A complicating factor for commanders is the urgency of the time-sensitive mission, also known as a dynamic target. For example, an ISIS militant attacking Iraqi troops from a rooftop machine gun nest in Ramadi is a legitimate, dynamic target. Commanders must judge if killing him puts residents on lower floors at risk of injury or death.

Soon after bombing extended to Syria in September 2014, commanders had pinpointed the seven buildings in Raqqa that ISIS used for headquarters, said a recently retired senior officer involved in targeting. The buildings, legitimate military targets, were deemed off limits because they were too close to civilians to be destroyed without wounding or killing innocent bystanders, the former officer said.

Targeters pore over hours of video from spy aircraft of potential bomb sites to determine when civilians are least likely to be nearby, the former officer said. Determining the "pattern of life" at the target can trigger the decision to bomb or not to bomb.

ISIS leaders have complicated targeting by flying their black flags over residential buildings, inviting airstrikes so that they can blame the U.S.-led coalition for killing civilians, the senior official said.

The vast majority of strikes in Iraq and Syria belong in the dynamic category. It's difficult to determine if innocent civilians have been trapped in buildings damaged or destroyed in dynamic strikes, the senior official said.

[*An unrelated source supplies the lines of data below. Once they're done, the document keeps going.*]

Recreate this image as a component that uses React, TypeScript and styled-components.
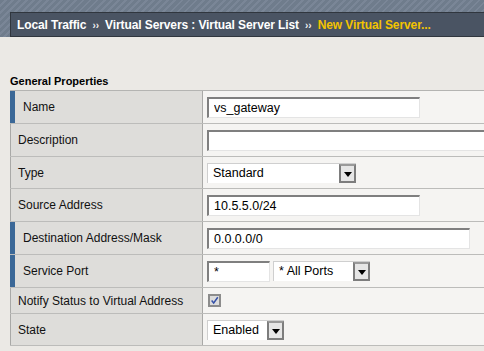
import styled, { createGlobalStyle } from 'styled-components';

const GlobalStyle = createGlobalStyle`
  html, body {
    margin: 0;
    padding: 0;
    background: #ebe9e5;
    font-family: "Liberation Sans", Arial, sans-serif;
    overflow: hidden;
  }
`;

type Field = {
    label: string;
    required?: boolean;
    height: number;
    control: React.ReactNode;
};

const App = () => {

    const fields: Field[] = [
        { label: 'Name', required: true, height: 33, control: <TextBox width={213} defaultValue="vs_gateway" /> },
        { label: 'Description', height: 33, control: <TextBox width={320} defaultValue="" /> },
        { label: 'Type', height: 32, control: <Dropdown width={149} value="Standard" /> },
        { label: 'Source Address', height: 33, control: <TextBox width={213} defaultValue="10.5.5.0/24" /> },
        { label: 'Destination Address/Mask', required: true, height: 33, control: <TextBox width={263} defaultValue="0.0.0.0/0" /> },
        {
            label: 'Service Port', required: true, height: 33, control: (
                <Inline>
                    <TextBox width={63} defaultValue="*" />
                    <Dropdown width={97} value="* All Ports" />
                </Inline>
            )
        },
        { label: 'Notify Status to Virtual Address', height: 26, control: <CheckBox /> },
        { label: 'State', height: 32, control: <Dropdown width={77} value="Enabled" /> },
    ];

    return (
        <>
            <GlobalStyle />
            <Header>
                <Breadcrumb>
                    <Crumb>Local Traffic</Crumb>
                    <Sep>››</Sep>
                    <Crumb>Virtual Servers : Virtual Server List</Crumb>
                    <Sep>››</Sep>
                    <Crumb $current>New Virtual Server...</Crumb>
                </Breadcrumb>
            </Header>
            <Content>
                <SectionTitle>General Properties</SectionTitle>
                <PropertyTable>
                    {fields.map((f) => (
                        <Row key={f.label} $height={f.height}>
                            <Label $required={f.required}>{f.label}</Label>
                            <Value>{f.control}</Value>
                        </Row>
                    ))}
                </PropertyTable>
            </Content>
        </>
    );
}

export default App;

const Dropdown = ({ width, value }: { width: number; value: string }) => (
    <SelectBox $width={width}>
        <SelectText>{value}</SelectText>
        <SelectButton>
            <svg width="8" height="5" viewBox="0 0 8 5"><path d="M0 0h8L4 5z" fill="#000" /></svg>
        </SelectButton>
    </SelectBox>
);

const CheckBox = () => (
    <Check>
        <svg width="11" height="11" viewBox="0 0 11 11">
            <path d="M2 5.5l2.5 3L9.5 1.5" stroke="#3450a8" strokeWidth="1.8" fill="none" />
        </svg>
    </Check>
);

const Header = styled.header`
  height: 37px;
  padding-top: 12px;
  padding-left: 10px;
  box-sizing: border-box;
  overflow: hidden;
  background: repeating-linear-gradient(135deg, #6f7c8c 0px, #6f7c8c 3px, #7a8697 3px, #7a8697 5px);
`;

const Breadcrumb = styled.nav`
  height: 25px;
  width: calc(100% + 10px);
  box-sizing: border-box;
  border: 1px solid #30363e;
  background: #4a5463;
  display: flex;
  align-items: center;
  gap: 6px;
  padding-left: 6px;
`;

const Crumb = styled.span<{ $current?: boolean }>`
  color: ${({ $current }) => ($current ? '#f3c300' : '#ffffff')};
  font-size: 12px;
  font-weight: bold;
  white-space: nowrap;
  letter-spacing: -0.1px;
`;

const Sep = styled.span`
  color: #f0f0f0;
  font-size: 10px;
  font-weight: bold;
  margin-top: 2px;
`;

const Content = styled.main`
  padding-left: 10px;
  overflow: hidden;
`;

const SectionTitle = styled.h2`
  margin: 37px 0 2px;
  font-size: 11px;
  line-height: 14px;
  font-weight: bold;
  color: #000;
`;

const PropertyTable = styled.div`
  width: calc(100% + 10px);
  border-top: 1px solid #b4b4b2;
`;

const Row = styled.div<{ $height: number }>`
  display: grid;
  grid-template-columns: 192px 1fr;
  height: ${({ $height }) => $height}px;
  box-sizing: border-box;
  border-bottom: 1px solid #bcbcba;
`;

const Label = styled.div<{ $required?: boolean }>`
  display: flex;
  align-items: center;
  background: #dedddA;
  border-left: ${({ $required }) => ($required ? '5px solid #3b6897' : '1px solid #a9a9a7')};
  padding-left: ${({ $required }) => ($required ? 8 : 7)}px;
  font-size: 12px;
  color: #111;
  white-space: nowrap;
`;

const Value = styled.div`
  display: flex;
  align-items: center;
  overflow: hidden;
  background: #f5f4f2;
  border-left: 1px solid #a9a9a7;
  padding-left: 4px;
`;

const Inline = styled.div`
  display: flex;
  gap: 3px;
`;

const TextBox = styled.input.attrs({ type: 'text' })<{ width: number }>`
  width: ${({ width }) => width}px;
  flex-shrink: 0;
  height: 21px;
  box-sizing: border-box;
  border: none;
  border-top: 2px solid #7f7f7f;
  border-left: 2px solid #7f7f7f;
  border-right: 1px solid #e4e4e4;
  border-bottom: 1px solid #e4e4e4;
  background: #fff;
  padding: 0 0 0 5px;
  font-family: "Liberation Sans", Arial, sans-serif;
  font-size: 12.5px;
  color: #000;
  outline: none;
`;

const SelectBox = styled.div<{ $width: number }>`
  width: ${({ $width }) => $width}px;
  height: 20px;
  box-sizing: border-box;
  display: flex;
  background: #fff;
  border-top: 1px solid #cfcfcf;
  border-left: 1px solid #cfcfcf;
`;

const SelectText = styled.span`
  flex: 1;
  display: flex;
  align-items: center;
  padding-left: 5px;
  font-size: 12.5px;
  color: #000;
  white-space: nowrap;
`;

const SelectButton = styled.span`
  width: 17px;
  height: 19px;
  box-sizing: border-box;
  display: flex;
  align-items: center;
  justify-content: center;
  border: 2px solid #7d7d7d;
  border-top-color: #9a9a9a;
  background: #e6e6e6;
  padding-top: 2px;
`;

const Check = styled.span`
  width: 13px;
  height: 13px;
  box-sizing: border-box;
  margin-left: 1px;
  display: flex;
  align-items: center;
  justify-content: center;
  border: 2px solid #8c8c8c;
  background: #dcdcdc;
`;
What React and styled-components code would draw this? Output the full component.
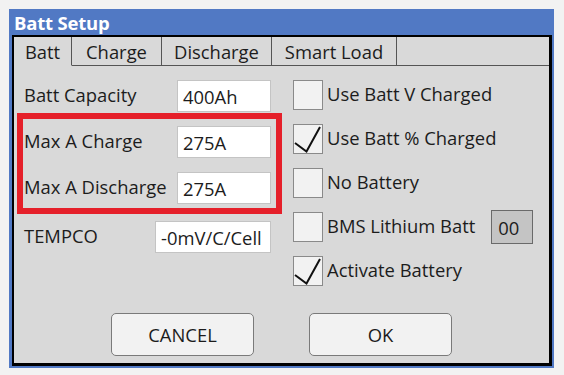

The calculation for civilian casualties changes based on the strategic value of a target and the local population's sensitivity to foreign military presence, said the recently retired officer said.

During the surge in Iraq beginning in 2007, the non-combatant value for some targets was as high as 26 people, said the former officer. In Afghanistan, during the surge of troops there in 2010, the value was nine.